• **What the task asks**: All the data below goes into the copy word for word, but the pictures don't.
===============
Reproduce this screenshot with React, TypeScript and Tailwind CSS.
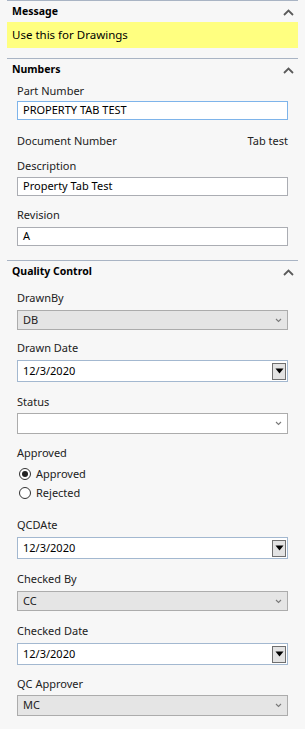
import React from "react";

const font = { fontFamily: '"Noto Sans", "Segoe UI", sans-serif' };

function Chevron() {
  return (
    <svg width="11" height="7" viewBox="0 0 11 7" className="shrink-0">
      <path d="M1 6 L5.5 1.5 L10 6" fill="none" stroke="#5a5a5a" strokeWidth="1.8" />
    </svg>
  );
}

function SmallChevron() {
  return (
    <svg width="7" height="5" viewBox="0 0 7 5">
      <path d="M1 1 L3.5 3.5 L6 1" fill="none" stroke="#7a7a7a" strokeWidth="1.1" />
    </svg>
  );
}

function Header({ title }: { title: string }) {
  return (
    <div className="flex items-center justify-between h-5 pl-[5px] pr-[4px]">
      <span className="text-[10.5px] font-bold text-black">{title}</span>
      <Chevron />
    </div>
  );
}

function Label({ text, className = "" }: { text: string; className?: string }) {
  return <div className={`h-4 leading-4 text-[11px] text-[#222] ${className}`}>{text}</div>;
}

function TextBox({ value, focused, className = "" }: { value: string; focused?: boolean; className?: string }) {
  return (
    <div
      className={`h-[19px] flex items-center pl-[5px] bg-white border text-[11px] text-black ${
        focused ? "border-[#7eb4ea]" : "border-[#abadb3]"
      } ${className}`}
    >
      {value}
    </div>
  );
}

function Select({ value, white, className = "" }: { value: string; white?: boolean; className?: string }) {
  return (
    <div
      className={`h-[20px] flex items-center justify-between pl-[5px] pr-[5px] border border-[#acacac] text-[11px] text-[#222] ${
        white ? "bg-white" : "bg-[#e5e5e5]"
      } ${className}`}
    >
      <span>{value}</span>
      <SmallChevron />
    </div>
  );
}

function DateBox({ value, className = "" }: { value: string; className?: string }) {
  return (
    <div
      className={`h-[22px] flex items-center justify-between pl-[5px] pr-[1px] bg-white border border-[#a3b8d0] text-[11px] text-black ${className}`}
    >
      <span>{value}</span>
      <div className="w-[14px] h-[17px] flex items-center justify-center bg-[#e3e3e3] border border-[#6f6f6f]">
        <svg width="9" height="6" viewBox="0 0 9 6">
          <path d="M0.5 0.5 L8.5 0.5 L4.5 5.5 Z" fill="#000" />
        </svg>
      </div>
    </div>
  );
}

function Radio({ label, checked, className = "" }: { label: string; checked?: boolean; className?: string }) {
  return (
    <div className={`flex items-center h-4 gap-[5px] pl-[2px] ${className}`}>
      <div className="w-[12px] h-[12px] rounded-full border border-[#333] bg-white flex items-center justify-center">
        {checked && <div className="w-[6px] h-[6px] rounded-full bg-[#222]" />}
      </div>
      <span className="text-[11px] text-[#222]">{label}</span>
    </div>
  );
}

export default function App() {
  return (
    <div className="w-[305px] h-[729px] bg-[#f7f7f7] overflow-hidden" style={font}>
      <div className="ml-[7px] w-[291px] border-t border-[#a9b4c4] pt-[1px]">
        <Header title="Message" />
        <div className="h-[26px] bg-[#ffff80] flex items-center pl-[5px] text-[11.5px] text-black">
          Use this for Drawings
        </div>

        <div className="mt-[10px] border-t border-[#a9b4c4] pt-[1px]">
          <Header title="Numbers" />
          <div className="pl-[10px] pr-[10px]">
            <Label text="Part Number" className="mt-[3px]" />
            <TextBox value="PROPERTY TAB TEST" focused className="mt-[2px]" />
            <div className="mt-[13px] flex justify-between">
              <Label text="Document Number" />
              <Label text="Tab test" />
            </div>
            <Label text="Description" className="mt-[9px]" />
            <TextBox value="Property Tab Test" className="mt-[3px]" />
            <Label text="Revision" className="mt-[11px]" />
            <TextBox value="A" className="mt-[4px] h-[18px]" />
          </div>
        </div>

        <div className="mt-[14px] border-t border-[#a9b4c4] pt-[1px]">
          <Header title="Quality Control" />
          <div className="pl-[10px] pr-[10px]">
            <Label text="DrawnBy" className="mt-[8px]" />
            <Select value="DB" className="mt-[4px] h-[19px]" />
            <Label text="Drawn Date" className="mt-[10px]" />
            <DateBox value="12/3/2020" className="mt-[4px]" />
            <Label text="Status" className="mt-[12px]" />
            <Select value="" white className="mt-[3px] h-[21px]" />
            <Label text="Approved" className="mt-[11px]" />
            <Radio label="Approved" checked className="mt-[5px]" />
            <Radio label="Rejected" className="mt-[3px]" />
            <Label text="QCDAte" className="mt-[16px]" />
            <DateBox value="12/3/2020" className="mt-[4px] h-[21px]" />
            <Label text="Checked By" className="mt-[12px]" />
            <Select value="CC" className="mt-[4px] h-[19px]" />
            <Label text="Checked Date" className="mt-[12px]" />
            <DateBox value="12/3/2020" className="mt-[4px] h-[21px]" />
            <Label text="QC Approver" className="mt-[11px]" />
            <Select value="MC" className="mt-[3px] h-[21px]" />
          </div>
        </div>
      </div>
    </div>
  );
}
===============
• **Final answer**:
Reproduce this screenshot with React, TypeScript and Tailwind CSS.
import React from "react";

const font = { fontFamily: '"Noto Sans", "Segoe UI", sans-serif' };

function Chevron() {
  return (
    <svg width="11" height="7" viewBox="0 0 11 7" className="shrink-0">
      <path d="M1 6 L5.5 1.5 L10 6" fill="none" stroke="#5a5a5a" strokeWidth="1.8" />
    </svg>
  );
}

function SmallChevron() {
  return (
    <svg width="7" height="5" viewBox="0 0 7 5">
      <path d="M1 1 L3.5 3.5 L6 1" fill="none" stroke="#7a7a7a" strokeWidth="1.1" />
    </svg>
  );
}

function Header({ title }: { title: string }) {
  return (
    <div className="flex items-center justify-between h-5 pl-[5px] pr-[4px]">
      <span className="text-[10.5px] font-bold text-black">{title}</span>
      <Chevron />
    </div>
  );
}

function Label({ text, className = "" }: { text: string; className?: string }) {
  return <div className={`h-4 leading-4 text-[11px] text-[#222] ${className}`}>{text}</div>;
}

function TextBox({ value, focused, className = "" }: { value: string; focused?: boolean; className?: string }) {
  return (
    <div
      className={`h-[19px] flex items-center pl-[5px] bg-white border text-[11px] text-black ${
        focused ? "border-[#7eb4ea]" : "border-[#abadb3]"
      } ${className}`}
    >
      {value}
    </div>
  );
}

function Select({ value, white, className = "" }: { value: string; white?: boolean; className?: string }) {
  return (
    <div
      className={`h-[20px] flex items-center justify-between pl-[5px] pr-[5px] border border-[#acacac] text-[11px] text-[#222] ${
        white ? "bg-white" : "bg-[#e5e5e5]"
      } ${className}`}
    >
      <span>{value}</span>
      <SmallChevron />
    </div>
  );
}

function DateBox({ value, className = "" }: { value: string; className?: string }) {
  return (
    <div
      className={`h-[22px] flex items-center justify-between pl-[5px] pr-[1px] bg-white border border-[#a3b8d0] text-[11px] text-black ${className}`}
    >
      <span>{value}</span>
      <div className="w-[14px] h-[17px] flex items-center justify-center bg-[#e3e3e3] border border-[#6f6f6f]">
        <svg width="9" height="6" viewBox="0 0 9 6">
          <path d="M0.5 0.5 L8.5 0.5 L4.5 5.5 Z" fill="#000" />
        </svg>
      </div>
    </div>
  );
}

function Radio({ label, checked, className = "" }: { label: string; checked?: boolean; className?: string }) {
  return (
    <div className={`flex items-center h-4 gap-[5px] pl-[2px] ${className}`}>
      <div className="w-[12px] h-[12px] rounded-full border border-[#333] bg-white flex items-center justify-center">
        {checked && <div className="w-[6px] h-[6px] rounded-full bg-[#222]" />}
      </div>
      <span className="text-[11px] text-[#222]">{label}</span>
    </div>
  );
}

export default function App() {
  return (
    <div className="w-[305px] h-[729px] bg-[#f7f7f7] overflow-hidden" style={font}>
      <div className="ml-[7px] w-[291px] border-t border-[#a9b4c4] pt-[1px]">
        <Header title="Message" />
        <div className="h-[26px] bg-[#ffff80] flex items-center pl-[5px] text-[11.5px] text-black">
          Use this for Drawings
        </div>

        <div className="mt-[10px] border-t border-[#a9b4c4] pt-[1px]">
          <Header title="Numbers" />
          <div className="pl-[10px] pr-[10px]">
            <Label text="Part Number" className="mt-[3px]" />
            <TextBox value="PROPERTY TAB TEST" focused className="mt-[2px]" />
            <div className="mt-[13px] flex justify-between">
              <Label text="Document Number" />
              <Label text="Tab test" />
            </div>
            <Label text="Description" className="mt-[9px]" />
            <TextBox value="Property Tab Test" className="mt-[3px]" />
            <Label text="Revision" className="mt-[11px]" />
            <TextBox value="A" className="mt-[4px] h-[18px]" />
          </div>
        </div>

        <div className="mt-[14px] border-t border-[#a9b4c4] pt-[1px]">
          <Header title="Quality Control" />
          <div className="pl-[10px] pr-[10px]">
            <Label text="DrawnBy" className="mt-[8px]" />
            <Select value="DB" className="mt-[4px] h-[19px]" />
            <Label text="Drawn Date" className="mt-[10px]" />
            <DateBox value="12/3/2020" className="mt-[4px]" />
            <Label text="Status" className="mt-[12px]" />
            <Select value="" white className="mt-[3px] h-[21px]" />
            <Label text="Approved" className="mt-[11px]" />
            <Radio label="Approved" checked className="mt-[5px]" />
            <Radio label="Rejected" className="mt-[3px]" />
            <Label text="QCDAte" className="mt-[16px]" />
            <DateBox value="12/3/2020" className="mt-[4px] h-[21px]" />
            <Label text="Checked By" className="mt-[12px]" />
            <Select value="CC" className="mt-[4px] h-[19px]" />
            <Label text="Checked Date" className="mt-[12px]" />
            <DateBox value="12/3/2020" className="mt-[4px] h-[21px]" />
            <Label text="QC Approver" className="mt-[11px]" />
            <Select value="MC" className="mt-[3px] h-[21px]" />
          </div>
        </div>
      </div>
    </div>
  );
}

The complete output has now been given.